The resolution’s newest version states the proposed Title IX changes “contradict the plain language of the original law,” and requires school “sports teams to be based on gender identity rather than biological sex” while granting “access to sex-separate facilities based on gender identity rather than on biological sex.”
“This is a foundational issue,” said Shea. “The issue of boys and girls and restrooms and sports it’s a foundational issue and I think if you’re going to consider yourself a leader, as an individual or as a board, at the state level I think you ought to take a position.”
Further, the resolution states the proposed regulations “require that K-12 schools to socially transition minor children to a different gender without requiring parental consent.” Shea also states the regulations deprive students of their First Amendment right to speech.
The amended resolution asks that the board call upon Ohio’s legislature to “resist federal executive branch attempts to undermine the original intent of Title IX.” It then directs the acting Superintendent of Public Instruction to issue, within 21 days, a copy of the resolution to every Ohio public school indicating that the board opposes the proposed changes, and considers the guidance “unenforceable” and does not compel them to take a particular course of action.
Regardless, the changes to Title IX remain unenforceable until the U.S. Department of Education reviews the more than 200,000 comments submitted during a public comment period this past summer.
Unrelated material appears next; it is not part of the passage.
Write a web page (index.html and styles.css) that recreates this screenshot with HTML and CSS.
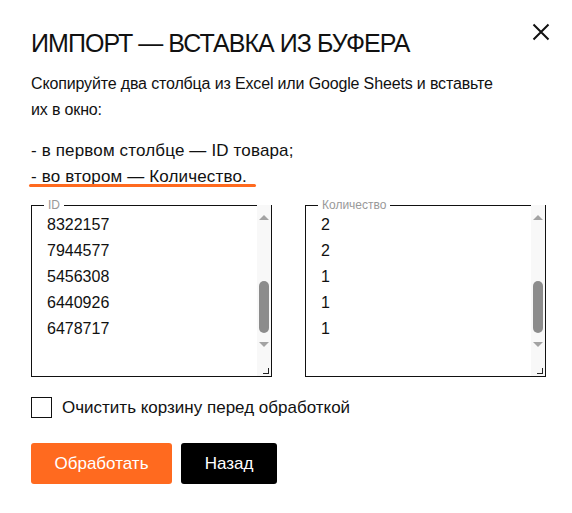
FILE: index.html
```html
<!DOCTYPE html>
<html lang="ru">
<head>
<meta charset="utf-8">
<title>Импорт</title>
<link rel="stylesheet" href="styles.css">
</head>
<body>
<div class="dialog">
  <button class="close" aria-label="Закрыть">
    <svg width="18" height="18" viewBox="0 0 18 18"><path d="M1.5 1.5 L16.5 16.5 M16.5 1.5 L1.5 16.5" stroke="#111" stroke-width="2" fill="none"/></svg>
  </button>
  <h1 class="title">ИМПОРТ — ВСТАВКА ИЗ БУФЕРА</h1>
  <p class="intro">Скопируйте два столбца из Excel или Google Sheets и вставьте их в окно:</p>
  <p class="rules">- в первом столбце — ID товара;<br><span class="mark">- во втором — Количество.</span></p>
  <div class="cols">
    <fieldset class="box">
      <legend>ID</legend>
      <div class="area">
        <div class="lines">
          <div>8322157</div><div>7944577</div><div>5456308</div><div>6440926</div><div>6478717</div>
        </div>
        <div class="sb">
          <span class="arr up"></span>
          <span class="thumb"></span>
          <span class="arr down"></span>
          <span class="grip"></span>
        </div>
      </div>
    </fieldset>
    <fieldset class="box">
      <legend>Количество</legend>
      <div class="area">
        <div class="lines">
          <div>2</div><div>2</div><div>1</div><div>1</div><div>1</div>
        </div>
        <div class="sb">
          <span class="arr up"></span>
          <span class="thumb"></span>
          <span class="arr down"></span>
          <span class="grip"></span>
        </div>
      </div>
    </fieldset>
  </div>
  <label class="check"><span class="cb"></span>Очистить корзину перед обработкой</label>
  <div class="actions">
    <button class="btn btn-primary">Обработать</button>
    <button class="btn btn-dark">Назад</button>
  </div>
</div>
</body>
</html>
```
FILE: styles.css
```css
* { box-sizing: border-box; }
html, body { margin: 0; padding: 0; background: #fff; }
body { font-family: "Liberation Sans", Arial, sans-serif; color: #111; }
.dialog { position: relative; width: 572px; height: 513px; padding: 27px 26px 0 31px; }
.close { position: absolute; top: 22px; right: 21px; width: 20px; height: 20px; padding: 0; border: 0; background: none; display: flex; align-items: center; justify-content: center; }
.title { margin: 0; font-size: 25px; line-height: 32px; font-weight: 400; letter-spacing: -0.95px; color: #111; }
.intro { margin: 12px 0 0; font-size: 16px; line-height: 26px; letter-spacing: -0.15px; max-width: 470px; }
.rules { margin: 15px 0 0; font-size: 17px; line-height: 26px; letter-spacing: 0.15px; }
.mark { position: relative; display: inline-block; }
.mark::after { content: ""; position: absolute; left: -2px; right: -9px; bottom: 3px; height: 3px; border-radius: 2px; background: #ff6a1f; }
.cols { display: flex; gap: 33px; margin-top: 9px; }
.box { margin: 0; padding: 0 0 0 12px; border: 1px solid #111; flex: 1; min-width: 0; height: 178px; }
legend { font-size: 12px; line-height: 12px; color: #999; padding: 0 4px; }
.area { display: flex; height: 166px; }
.lines { flex: 1; padding: 1px 0 0 3px; font-size: 16px; line-height: 26px; }
.sb { width: 14px; margin-top: -6px; height: 171px; background: #f8f8f8; display: flex; flex-direction: column; align-items: center; position: relative; }
.arr { width: 0; height: 0; border-left: 5px solid transparent; border-right: 5px solid transparent; }
.up { margin-top: 10px; border-bottom: 5px solid #a3a3a3; }
.thumb { margin-top: 61px; width: 10px; height: 52px; border-radius: 5px; background: #8c8c8c; }
.down { margin-top: 9px; border-top: 5px solid #a3a3a3; }
.grip { position: absolute; right: 2px; bottom: 2px; width: 6px; height: 6px; border-right: 1.5px solid #222; border-bottom: 1.5px solid #222; }
.check { display: flex; align-items: center; gap: 10px; margin-top: 20px; font-size: 17px; line-height: 21px; color: #111; }
.cb { width: 21px; height: 21px; border: 1px solid #111; background: #fff; }
.actions { display: flex; gap: 9px; margin-top: 25px; }
.btn { height: 41px; border: 0; border-radius: 3px; font-family: "Liberation Sans", Arial, sans-serif; font-size: 17px; color: #fff; padding: 0; }
.btn-primary { width: 141px; background: #ff6a1f; }
.btn-dark { width: 96px; background: #000; }
```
The process to finalize the regulations could take months or even years.
Still, a lawsuit filed by Ohio Attorney General David Yost and 21 other attorneys general claim the proposed policies are illegal. In July, a federal judge in Tennessee ruled in their favor, temporarily blocking parts of the new Title IX protections. A final ruling is still pending.
The resolution states the board supports the efforts of the Ohio Attorney General.
Strong reactions on both sides
Rejecting the proposed protections has drawn strong reactions throughout the past four months. Earlier this fall, the Columbus City School Board passed its own resolution in opposition to Shea’s proposal.
“This legislation is absolutely disgusting,” said Columbus City School Board President Jennifer Adair. “It promotes just blatant discrimination, and it is just full of hate.”
However, some parents agree with the resolution, saying sexuality and gender identity should not be a factor in schools. Susan Kleine, a retired clinical counselor from Milford, voiced support for the resolution.
“Encouraging the choice of ‘pronouns’ and encounters with opposite sex kids in bathrooms, locker rooms, and showers actually makes schools culpable for the anxiety, bullying, and possible physical abuse which school authorities are tasked to prevent,” said Kleine.
Executive Director of the Ohio School Psychologists Association, Rachel Chilton, spoke against the resolution and said reports show youth who attend schools who support the LGBTQ+ community have lower rates of attempted suicide.
“Banning affirming behavioral and medical care for minors goes against widely recommended medical advice and would harm the mental and physical well-being of all LGBTQ+ youth across the state, especially transgender and nonbinary youth,” said Chilton.
The resolution underscores the several anti-LGBTQ+ bills introduced in the Ohio legislature in 2022, including House Bill 616, a “divisive concepts” bill opponents have dubbed a “Don’t Say Gay” bill. In addition, Ohio has statutes and constitutional amendments prohibiting same-sex marriage that would be reenacted if Obergefell v. Hodges — the Supreme Court case legalizing gay marriage — were overturned.
LGBTQ+ young people are known to have difficulty finding safe spaces. More than 1.8 million LGBTQ+ youth seriously consider suicide each year and at least one attempts suicide every 45 seconds, according to The Trevor Project.
The vote comes on the same day President Joe Biden signed the Respect for Marriage Act, a bill protecting the legitimacy of same-sex marriage. The bill requires a state to recognize a marriage from elsewhere regardless of the sex, race, ethnicity, or national origin of the individuals.